The point is that, at least for the past 40 years, the bottom line has
always been more important than earning the bottom line. Sears is a good
example, and a good example of how it can blow up in your face. When they
started treating customers as if they had no value, cutting quality and
raising prices, they lost their market share in droves. Near as I can
tell, it was because of their *clever* business practices, whereby you got
less for more money----and their service, which, at one time, was the best
there was, became extinct. They've paid one hell of a price for their
modern thinking, just as we, as a nation, are paying the price now.

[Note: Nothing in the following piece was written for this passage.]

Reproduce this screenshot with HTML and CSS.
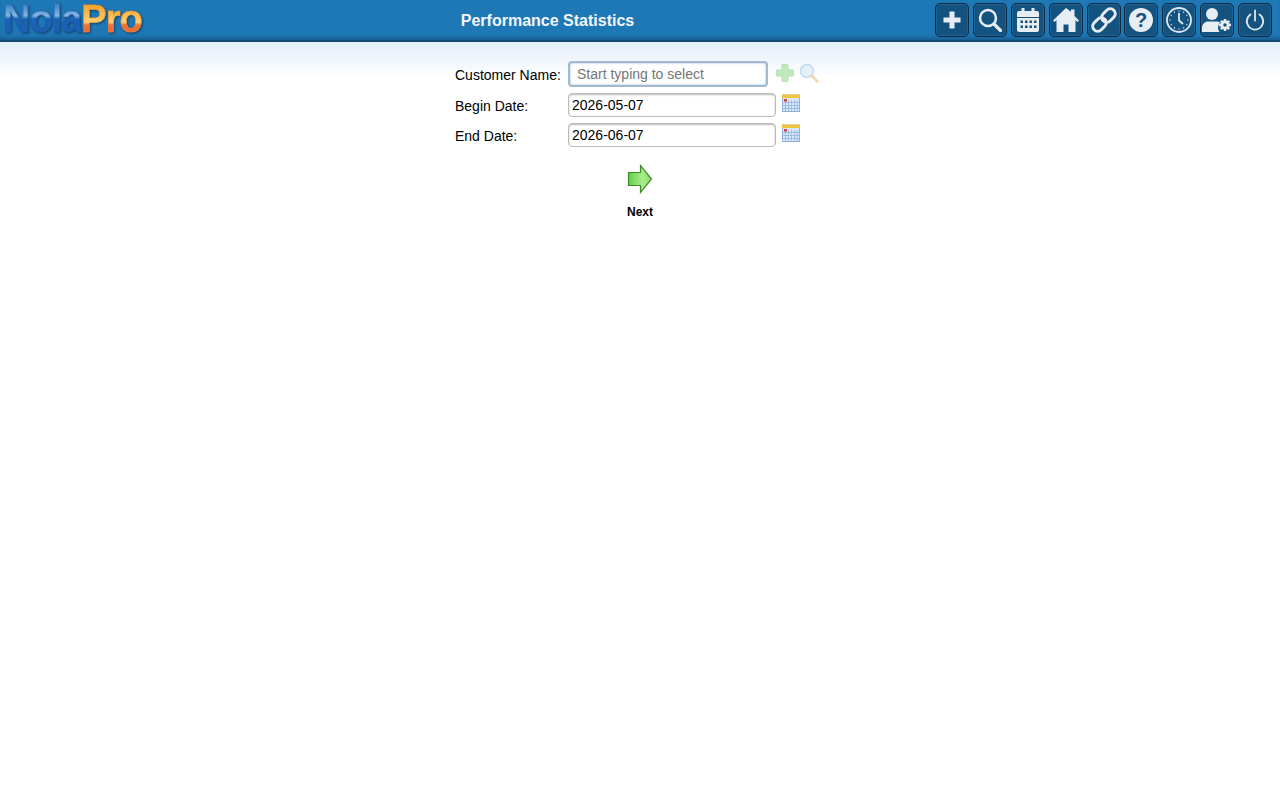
FILE: index.html
```html
<html lang="en">
<head>
  <meta charset="UTF-8">
  <meta name="viewport" content="width=device-width, initial-scale=1.0">
  <title>Performance Statistics</title>
  <link rel="stylesheet" href="styles.css">
</head>
<body>
  <div class="header">
    <div class="logo"><span class="logo-nola">Nola</span><span class="logo-pro">Pro</span></div>
    <div class="title">Performance Statistics</div>
    <div class="toolbar">
      <a class="tool"><svg viewBox="0 0 24 24"><path d="M9.500 3.500h5v6h6v5h-6v6h-5v-6h-6v-5h6z"/></svg></a>
      <a class="tool"><svg viewBox="0 0 24 24"><circle class="line" cx="10" cy="10" r="8"/><path class="line round" d="M16 16l6.500 6.500"/></svg></a>
      <a class="tool"><svg viewBox="0 0 24 24"><path fill-rule="evenodd" d="M5.500 0h3v3h7V0h3v3H21a2 2 0 0 1 2 2v4H1V5a2 2 0 0 1 2-2h2.500zM1 10h22v12a2 2 0 0 1-2 2H3a2 2 0 0 1-2-2zm3.500 2.500v2.500H7v-2.500zm4.500 0v2.500h2.500v-2.500zm4.500 0v2.500H16v-2.500zm4.500 0v2.500h2.500v-2.500zM4.500 17.500V20H7v-2.500zm4.500 0V20h2.500v-2.500zm4.500 0V20H16v-2.500zm4.500 0V20h2.500v-2.500z"/></svg></a>
      <a class="tool"><svg class="big" viewBox="0 0 26 24"><path d="M13 0 0 12.500l1.500 1.500L3.500 12.200V24h7v-7.500h5V24h7V12.200l2 1.800 1.500-1.500L21.500 8V1.500h-3.500v2.200z"/></svg></a>
      <a class="tool"><svg class="big" viewBox="0 0 26 26"><g class="chain"><rect x="1" y="12.500" width="15" height="10" rx="5" transform="rotate(-45 8.500 17.500)"/><rect x="10" y="3.500" width="15" height="10" rx="5" transform="rotate(-45 17.500 8.500)"/></g></svg></a>
      <a class="tool"><svg viewBox="0 0 24 24"><circle cx="12" cy="12" r="12"/><text class="mark" x="12" y="19">?</text></svg></a>
      <a class="tool"><svg class="big" viewBox="0 0 26 26"><circle class="thin" cx="13" cy="13" r="12"/><path class="thin" d="M13 6v7.500l4 3.500"/><path class="dots" d="M13 3.500v1M22.500 13h-1M13 22.500v-1M3.500 13h1M17.800 4.700l-.5.9M21.300 8.200l-.9.500M21.300 17.800l-.9-.5M8.200 21.300l.5-.9M4.700 17.800l.9-.5M4.700 8.200l.9.500M8.200 4.700l.5.9M17.800 21.300l-.5-.9"/></svg></a>
      <a class="tool"><svg class="wide" viewBox="0 0 30 26"><circle cx="10" cy="7" r="6"/><path d="M0 25v-4c0-4 3-6.500 6-6.500h8c1.500 0 3 .3 4 1-2.500 3-2.500 6.500-.5 9.500z"/><circle class="gear" cx="23" cy="18" r="3.200"/><path class="gear-teeth" d="M23 12v2M23 22v2M17 18h2M27 18h2M18.800 13.800l1.400 1.400M25.800 20.800l1.400 1.400M18.800 22.200l1.400-1.400M25.800 15.200l1.400-1.400"/></svg></a>
      <a class="tool"><svg viewBox="0 0 24 24"><path class="power" d="M7.500 6.500a8.200 8.200 0 1 0 9 0"/><path class="power" d="M12 2.500V12.500"/></svg></a>
    </div>
  </div>

  <div class="page">
    <form class="stats-form">
      <div class="form-row first">
        <label>Customer Name:</label>
        <input class="customer" type="text" placeholder="Start typing to select">
        <span class="row-icons faded">
          <svg width="20" height="20" viewBox="0 0 20 20"><path d="M7.500 1.500h5a.5.5 0 0 1 .5.500v5h5a.5.5 0 0 1 .5.500v5a.5.5 0 0 1-.5.500h-5v5a.5.5 0 0 1-.5.500h-5a.5.5 0 0 1-.5-.5v-5H2a.5.5 0 0 1-.5-.5v-5A.5.5 0 0 1 2 7h5V2a.5.5 0 0 1 .5-.5z" fill="#a9e2a0" stroke="#98d690"/></svg>
          <svg width="20" height="20" viewBox="0 0 20 20"><circle cx="8" cy="8" r="6.500" fill="#dcecf8" stroke="#a9cfe6" stroke-width="1.500"/><path d="m12.500 12.500 6 6" stroke="#f0c78a" stroke-width="2.500" stroke-linecap="round"/></svg>
        </span>
      </div>
      <div class="form-row">
        <label>Begin Date:</label>
        <input class="date" type="text" value="2026-05-07">
        <span class="row-icons">
          <svg width="18" height="18" viewBox="0 0 18 18"><use href="#cal"/></svg>
        </span>
      </div>
      <div class="form-row">
        <label>End Date:</label>
        <input class="date" type="text" value="2026-06-07">
        <span class="row-icons">
          <svg width="18" height="18" viewBox="0 0 18 18"><use href="#cal"/></svg>
        </span>
      </div>
      <div class="next">
        <svg width="26" height="30" viewBox="0 0 26 30">
          <defs><linearGradient id="arrow" x1="0" y1="0" x2="1" y2="0"><stop offset="0" stop-color="#62cc48"/><stop offset="0.6" stop-color="#a8ee8c"/><stop offset="1" stop-color="#8fdc6e"/></linearGradient></defs>
          <path d="M1.500 8.500h12V1.500L24.500 15 13.500 28.500v-7h-12z" fill="url(#arrow)" stroke="#3f8a2c" stroke-width="1.200"/>
        </svg>
        <div class="next-label">Next</div>
      </div>
    </form>
  </div>

  <svg class="defs" width="0" height="0">
    <symbol id="cal" viewBox="0 0 18 18">
      <rect x="0.500" y="1" width="17" height="16.500" fill="#dbe8f8" stroke="#8fb0d8"/>
      <rect x="0" y="0.500" width="18" height="3.500" fill="#f0c440"/>
      <path d="M3.500 6v11M6.500 6v11M9.500 6v11M12.500 6v11M15 6v11M1 8.500h16M1 11.500h16M1 14.500h16" stroke="#8fb4e4" stroke-width="0.800"/>
      <rect x="2" y="5" width="3" height="2.500" fill="#d0453a"/>
    </symbol>
  </svg>
</body>
</html>
```
FILE: styles.css
```css
body {
  margin: 0;
  font-family: "Liberation Sans", Arial, sans-serif;
  font-size: 14px;
  color: #000;
  background: #fff;
}

.header {
  display: flex;
  align-items: center;
  height: 40px;
  background: #1f78b6;
  border-bottom: 2px solid #134a70;
  box-shadow: inset 0 -4px 4px -2px #16598a;
}

.logo {
  width: 160px;
  padding-left: 3px;
  padding-bottom: 2px;
  box-sizing: border-box;
  font-size: 38px;
  font-weight: bold;
  line-height: 38px;
  letter-spacing: -1px;
  white-space: nowrap;
  filter: drop-shadow(1px 1px 1px rgba(10, 40, 70, 0.7));
}

.logo-nola,
.logo-pro {
  -webkit-background-clip: text;
  background-clip: text;
  color: transparent;
  -webkit-text-stroke-width: 0.6px;
}

.logo-nola {
  background-image: linear-gradient(to bottom, #4a8ccb 20%, #84b5e2 42%, #1a62b8 50%, #1d5fb0 85%);
  -webkit-text-stroke-color: rgba(29, 95, 176, 0.7);
}

.logo-pro {
  background-image: linear-gradient(to bottom, #f8a830 20%, #fbcf70 58%, #f2713a 64%, #ea6a35 85%);
  -webkit-text-stroke-color: rgba(240, 140, 50, 0.7);
}

.title {
  flex: 1;
  padding-top: 1px;
  text-align: center;
  color: #f2f7fb;
  font-size: 16px;
  font-weight: bold;
}

.toolbar {
  display: flex;
  gap: 3.875px;
  padding-right: 8px;
}

.tool {
  display: flex;
  align-items: center;
  justify-content: center;
  width: 32px;
  height: 32px;
  border: 1px solid #0d2a42;
  border-radius: 5px;
  background: #14527f;
  box-shadow: inset 0 0 0 1px #1d6497;
}

.tool svg {
  width: 24px;
  height: 24px;
  fill: #e6eef4;
}

.tool svg.big {
  width: 26px;
  height: 26px;
}

.tool svg.wide {
  flex: none;
  width: 30px;
  height: 26px;
}

.tool .line {
  fill: none;
  stroke: #e6eef4;
  stroke-width: 2.500;
}

.tool .round {
  stroke-width: 3.200;
  stroke-linecap: round;
}

.tool .chain rect {
  fill: none;
  stroke: #e6eef4;
  stroke-width: 3;
}

.tool .mark {
  fill: #14527f;
  font-size: 20px;
  font-weight: bold;
  text-anchor: middle;
}

.tool .thin {
  fill: none;
  stroke: #dce8f1;
  stroke-width: 1.800;
}

.tool .dots {
  fill: none;
  stroke: #dce8f1;
  stroke-width: 1.400;
}

.tool .gear {
  fill: none;
  stroke: #e6eef4;
  stroke-width: 3;
}

.tool .gear-teeth {
  fill: none;
  stroke: #e6eef4;
  stroke-width: 2.400;
}

.tool .power {
  fill: none;
  stroke: #dce8f1;
  stroke-width: 1.800;
  stroke-linecap: round;
}

.page {
  min-height: 758px;
  background: linear-gradient(to bottom, #e3eef8 0, #ffffff 36px);
}

.stats-form {
  width: 370px;
  margin: 0 auto;
  padding-top: 19px;
}

.form-row {
  display: flex;
  align-items: center;
  margin-top: 6px;
}

.form-row.first {
  margin-top: 0;
}

.form-row label {
  width: 113px;
  padding-top: 2px;
}

.form-row input {
  box-sizing: border-box;
  font-family: "Liberation Sans", Arial, sans-serif;
  font-size: 14px;
  color: #000;
  outline: none;
  background: #fff;
}

.customer {
  width: 200px;
  height: 26px;
  padding: 0 7px;
  border: 2px solid #a3b9cf;
  border-radius: 4px;
  box-shadow: inset 0 0 2px #7fa3c4;
}

.customer::placeholder {
  color: #757575;
}

.date {
  width: 208px;
  height: 24px;
  padding: 0 3px;
  border: 1px solid #bcbcbc;
  border-radius: 4px;
  box-shadow: inset 0 1px 2px #b8b8b8;
}

.row-icons {
  display: flex;
  gap: 4px;
  margin-left: 6px;
  margin-bottom: 5px;
}

.faded {
  margin-left: 7px;
  margin-bottom: 2px;
  opacity: 0.7;
}

.next {
  margin-top: 17px;
  text-align: center;
}

.next svg {
  display: block;
  margin: 0 auto;
}

.next-label {
  margin-top: 11px;
  font-size: 12px;
  font-weight: bold;
}

.defs {
  position: absolute;
}
```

The point is, just because a huge number of educated people (numbskulls who
don't get it) do the same thing doesn't make it right. Had these people
reigned in their greed and been happy with a modest profit instead of
millions of dollars in unearned income, perhaps, just perhaps, we'd still
have a serious piece of the production market today. All of us can't be
you, Ed. Some of us (myself included) don't have the education or the
ability to be a writer-----we actually turned out a product to earn our
living (not implying that you don't---but we did it on machines---you do it
with your education). Those of us that work with our hands shouldn't
expect to live like attorneys-----otherwise what incentive would there be to
better one's self?
We will, slowly, revert back to times when a select few controlled the
masses, if by no other means, taxation. We're screwed. We just
don't know enough to fall down.
I'll take doomsayers seriously when I see their predictions come true. How
many decades have you been predicting this? <g>
Likely only for the past few years, but that's because I'm making
observations. Looks to me like I'm right----what with an unemployment
rate that exceeds 10%, and millions of people losing what they have-----all
thanks to demanding unreasonable money, and living beyond their means
(thanks to the unearned money). Given the current set of circumstances,
I'd think you might consider that it's coming true. We've lived beyond our
means and worth, and it's coming home to roost.